3.2 Da in der Revision das Verstreichen der Fristen für die Anfechtung des Beschlusses der Klägerin vom 19.02.2015 nicht mehr bezweifelt wird, ist die Auffassung des Berufungsgerichts, auf dessen Basis habe ein ausreichender Grund für die Verwalterin bestanden, für die dort genannten Arbeiten eine Sonderrücklage im Sinn eines Einmalbetrags vorzuschreiben, durch die zitierte Judikatur gedeckt und bedarf keiner Korrektur im Einzelfall.

3.3 Als Maßnahme der ordentlichen Verwaltung (§ 28 Abs 1 Z 2 WEG 2002) bedurfte die Vorschreibung der Sonderrücklage entgegen der in der Revision vertretenen Auffassung nicht zwingend einer Beschlussfassung über die Höhe des einzuhebenden Einmalbeitrags zur Rücklage (vgl RS0103218 [T2, T4]).

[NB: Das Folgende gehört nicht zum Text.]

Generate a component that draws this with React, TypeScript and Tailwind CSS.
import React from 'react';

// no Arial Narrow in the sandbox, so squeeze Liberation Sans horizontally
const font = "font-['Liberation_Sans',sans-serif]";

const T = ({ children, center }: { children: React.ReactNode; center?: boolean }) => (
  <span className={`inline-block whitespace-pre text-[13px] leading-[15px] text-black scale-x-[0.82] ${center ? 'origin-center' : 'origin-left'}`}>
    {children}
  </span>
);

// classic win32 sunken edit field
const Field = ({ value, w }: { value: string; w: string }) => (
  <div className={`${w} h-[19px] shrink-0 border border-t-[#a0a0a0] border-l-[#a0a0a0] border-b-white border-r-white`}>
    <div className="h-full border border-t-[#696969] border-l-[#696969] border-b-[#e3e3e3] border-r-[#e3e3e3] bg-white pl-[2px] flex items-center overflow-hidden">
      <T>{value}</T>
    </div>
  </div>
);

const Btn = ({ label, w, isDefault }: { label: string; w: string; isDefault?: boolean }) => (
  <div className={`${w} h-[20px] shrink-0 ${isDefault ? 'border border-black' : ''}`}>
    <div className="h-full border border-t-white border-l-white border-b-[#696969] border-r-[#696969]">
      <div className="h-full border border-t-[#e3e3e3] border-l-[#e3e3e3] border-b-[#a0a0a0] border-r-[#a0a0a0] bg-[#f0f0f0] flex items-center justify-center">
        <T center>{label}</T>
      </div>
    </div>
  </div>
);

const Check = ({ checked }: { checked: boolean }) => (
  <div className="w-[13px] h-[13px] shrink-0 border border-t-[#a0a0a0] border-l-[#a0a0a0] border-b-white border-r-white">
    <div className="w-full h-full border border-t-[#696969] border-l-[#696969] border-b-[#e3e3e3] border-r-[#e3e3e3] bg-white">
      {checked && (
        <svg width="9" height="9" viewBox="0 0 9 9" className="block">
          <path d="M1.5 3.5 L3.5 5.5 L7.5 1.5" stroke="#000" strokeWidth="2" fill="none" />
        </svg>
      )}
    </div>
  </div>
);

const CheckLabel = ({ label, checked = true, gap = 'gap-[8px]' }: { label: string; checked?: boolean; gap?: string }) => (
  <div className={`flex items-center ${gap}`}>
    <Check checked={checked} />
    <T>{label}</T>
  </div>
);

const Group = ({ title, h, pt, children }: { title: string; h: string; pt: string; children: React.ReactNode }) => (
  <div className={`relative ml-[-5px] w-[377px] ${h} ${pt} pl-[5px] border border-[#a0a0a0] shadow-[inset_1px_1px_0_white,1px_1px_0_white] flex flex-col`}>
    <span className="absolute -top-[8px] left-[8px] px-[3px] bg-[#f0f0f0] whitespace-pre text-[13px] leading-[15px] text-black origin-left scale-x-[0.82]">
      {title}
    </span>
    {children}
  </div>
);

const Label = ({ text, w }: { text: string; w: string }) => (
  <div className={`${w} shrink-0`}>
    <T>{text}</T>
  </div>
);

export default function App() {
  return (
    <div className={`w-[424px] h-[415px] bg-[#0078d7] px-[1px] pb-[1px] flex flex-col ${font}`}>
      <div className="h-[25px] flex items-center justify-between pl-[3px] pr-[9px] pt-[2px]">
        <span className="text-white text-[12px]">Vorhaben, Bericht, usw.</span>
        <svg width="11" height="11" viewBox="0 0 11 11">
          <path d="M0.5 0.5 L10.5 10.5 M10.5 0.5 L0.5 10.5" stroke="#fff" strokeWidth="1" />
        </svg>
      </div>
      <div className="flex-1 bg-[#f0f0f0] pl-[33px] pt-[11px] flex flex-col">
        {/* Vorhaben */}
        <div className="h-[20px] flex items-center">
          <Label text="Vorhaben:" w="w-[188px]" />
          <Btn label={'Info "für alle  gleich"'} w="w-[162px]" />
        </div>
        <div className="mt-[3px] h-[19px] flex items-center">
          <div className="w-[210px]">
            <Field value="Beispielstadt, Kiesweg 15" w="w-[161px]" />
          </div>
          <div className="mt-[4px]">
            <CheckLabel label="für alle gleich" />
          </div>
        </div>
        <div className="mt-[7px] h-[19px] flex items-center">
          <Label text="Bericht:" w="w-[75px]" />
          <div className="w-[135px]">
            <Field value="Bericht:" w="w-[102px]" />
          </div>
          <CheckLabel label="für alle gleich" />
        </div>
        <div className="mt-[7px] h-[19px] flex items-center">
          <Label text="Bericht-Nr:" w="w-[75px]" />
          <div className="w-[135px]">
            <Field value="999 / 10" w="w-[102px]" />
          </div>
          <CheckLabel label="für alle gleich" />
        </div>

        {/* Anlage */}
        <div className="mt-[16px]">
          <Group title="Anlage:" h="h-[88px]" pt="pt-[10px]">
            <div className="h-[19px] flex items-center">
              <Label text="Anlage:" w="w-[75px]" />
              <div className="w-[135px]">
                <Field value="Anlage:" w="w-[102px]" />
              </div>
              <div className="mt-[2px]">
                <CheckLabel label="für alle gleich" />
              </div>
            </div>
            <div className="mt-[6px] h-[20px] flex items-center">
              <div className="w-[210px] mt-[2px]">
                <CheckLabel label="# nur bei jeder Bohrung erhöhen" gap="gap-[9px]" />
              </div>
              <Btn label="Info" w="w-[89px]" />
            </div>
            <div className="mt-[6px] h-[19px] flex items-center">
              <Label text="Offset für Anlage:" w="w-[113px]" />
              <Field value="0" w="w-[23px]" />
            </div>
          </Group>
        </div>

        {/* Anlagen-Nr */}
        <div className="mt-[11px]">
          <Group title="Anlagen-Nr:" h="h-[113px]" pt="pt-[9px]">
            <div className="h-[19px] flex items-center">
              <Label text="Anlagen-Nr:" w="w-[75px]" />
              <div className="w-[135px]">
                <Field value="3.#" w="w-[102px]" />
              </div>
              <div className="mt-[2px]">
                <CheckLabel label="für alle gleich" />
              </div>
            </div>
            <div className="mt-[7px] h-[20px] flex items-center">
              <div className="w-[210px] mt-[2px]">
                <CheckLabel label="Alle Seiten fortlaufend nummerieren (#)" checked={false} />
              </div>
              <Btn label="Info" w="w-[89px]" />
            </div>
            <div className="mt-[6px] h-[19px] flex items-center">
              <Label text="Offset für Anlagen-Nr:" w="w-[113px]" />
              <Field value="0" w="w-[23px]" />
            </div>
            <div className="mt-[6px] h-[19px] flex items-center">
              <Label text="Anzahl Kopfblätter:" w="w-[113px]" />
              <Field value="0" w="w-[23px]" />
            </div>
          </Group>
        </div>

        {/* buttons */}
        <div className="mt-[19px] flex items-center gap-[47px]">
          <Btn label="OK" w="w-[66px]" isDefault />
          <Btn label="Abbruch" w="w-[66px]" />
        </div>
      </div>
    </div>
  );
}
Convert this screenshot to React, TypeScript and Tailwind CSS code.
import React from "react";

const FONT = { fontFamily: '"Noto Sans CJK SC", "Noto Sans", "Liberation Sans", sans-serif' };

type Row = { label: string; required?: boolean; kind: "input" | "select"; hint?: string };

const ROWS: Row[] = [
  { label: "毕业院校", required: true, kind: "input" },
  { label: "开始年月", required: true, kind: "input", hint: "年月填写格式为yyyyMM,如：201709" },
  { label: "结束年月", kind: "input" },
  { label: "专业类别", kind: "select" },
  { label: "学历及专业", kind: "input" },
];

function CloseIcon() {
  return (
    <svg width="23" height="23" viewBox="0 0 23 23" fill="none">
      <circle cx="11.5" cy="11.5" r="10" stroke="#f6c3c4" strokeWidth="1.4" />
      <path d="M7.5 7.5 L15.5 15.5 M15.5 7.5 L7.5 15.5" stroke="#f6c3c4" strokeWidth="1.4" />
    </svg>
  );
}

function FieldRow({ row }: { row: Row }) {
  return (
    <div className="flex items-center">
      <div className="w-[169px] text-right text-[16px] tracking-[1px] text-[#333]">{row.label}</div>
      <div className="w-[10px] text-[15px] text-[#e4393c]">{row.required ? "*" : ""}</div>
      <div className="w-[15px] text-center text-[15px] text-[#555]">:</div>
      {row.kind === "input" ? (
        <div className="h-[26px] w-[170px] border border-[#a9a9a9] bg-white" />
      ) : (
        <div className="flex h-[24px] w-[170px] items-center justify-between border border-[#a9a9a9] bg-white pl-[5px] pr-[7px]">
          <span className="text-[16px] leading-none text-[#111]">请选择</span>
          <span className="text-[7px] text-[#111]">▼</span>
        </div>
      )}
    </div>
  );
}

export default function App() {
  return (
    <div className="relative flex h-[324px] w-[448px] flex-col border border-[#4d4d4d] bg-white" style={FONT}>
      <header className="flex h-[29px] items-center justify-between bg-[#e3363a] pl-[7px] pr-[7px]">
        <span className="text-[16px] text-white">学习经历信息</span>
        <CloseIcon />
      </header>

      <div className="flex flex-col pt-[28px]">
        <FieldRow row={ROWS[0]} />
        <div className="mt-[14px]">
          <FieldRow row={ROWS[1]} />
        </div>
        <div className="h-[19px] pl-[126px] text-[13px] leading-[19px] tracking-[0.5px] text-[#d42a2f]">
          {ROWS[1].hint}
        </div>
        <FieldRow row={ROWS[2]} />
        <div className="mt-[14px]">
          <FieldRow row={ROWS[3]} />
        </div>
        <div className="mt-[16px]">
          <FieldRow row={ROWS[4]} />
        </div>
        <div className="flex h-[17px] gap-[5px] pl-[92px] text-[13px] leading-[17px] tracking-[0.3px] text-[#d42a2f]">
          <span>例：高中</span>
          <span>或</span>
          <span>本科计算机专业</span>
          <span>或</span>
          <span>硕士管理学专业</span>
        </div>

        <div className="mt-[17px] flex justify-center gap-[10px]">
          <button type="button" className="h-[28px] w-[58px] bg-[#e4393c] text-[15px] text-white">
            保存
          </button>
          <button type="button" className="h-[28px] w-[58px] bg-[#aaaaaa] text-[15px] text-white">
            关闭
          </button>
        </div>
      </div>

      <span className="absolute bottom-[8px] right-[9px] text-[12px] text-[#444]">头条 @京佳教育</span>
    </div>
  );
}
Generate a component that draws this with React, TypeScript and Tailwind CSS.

4. In welchem Umfang die Beklagte die Kosten von Verbesserungsarbeiten an allgemeinen Teilen allenfalls alleine getragen hat, sodass ihr daraus ein Anspruch gegen die Klägerin erwachsen sein könnte, ist in diesem Verfahren ebenso wenig zu prüfen wie die in der Revision aufgeworfene Frage, welche der beschlossenen Renovierungsarbeiten Änderungen betrafen, die angeblich erst aufgrund von Anpassungen in den Objekten des Mehrheitseigentümers notwendig geworden seien.

5. Die Revision war daher zurückzuweisen, ohne dass dies einer weiteren Begründung bedürfte (§ 510 Abs 3 ZPO).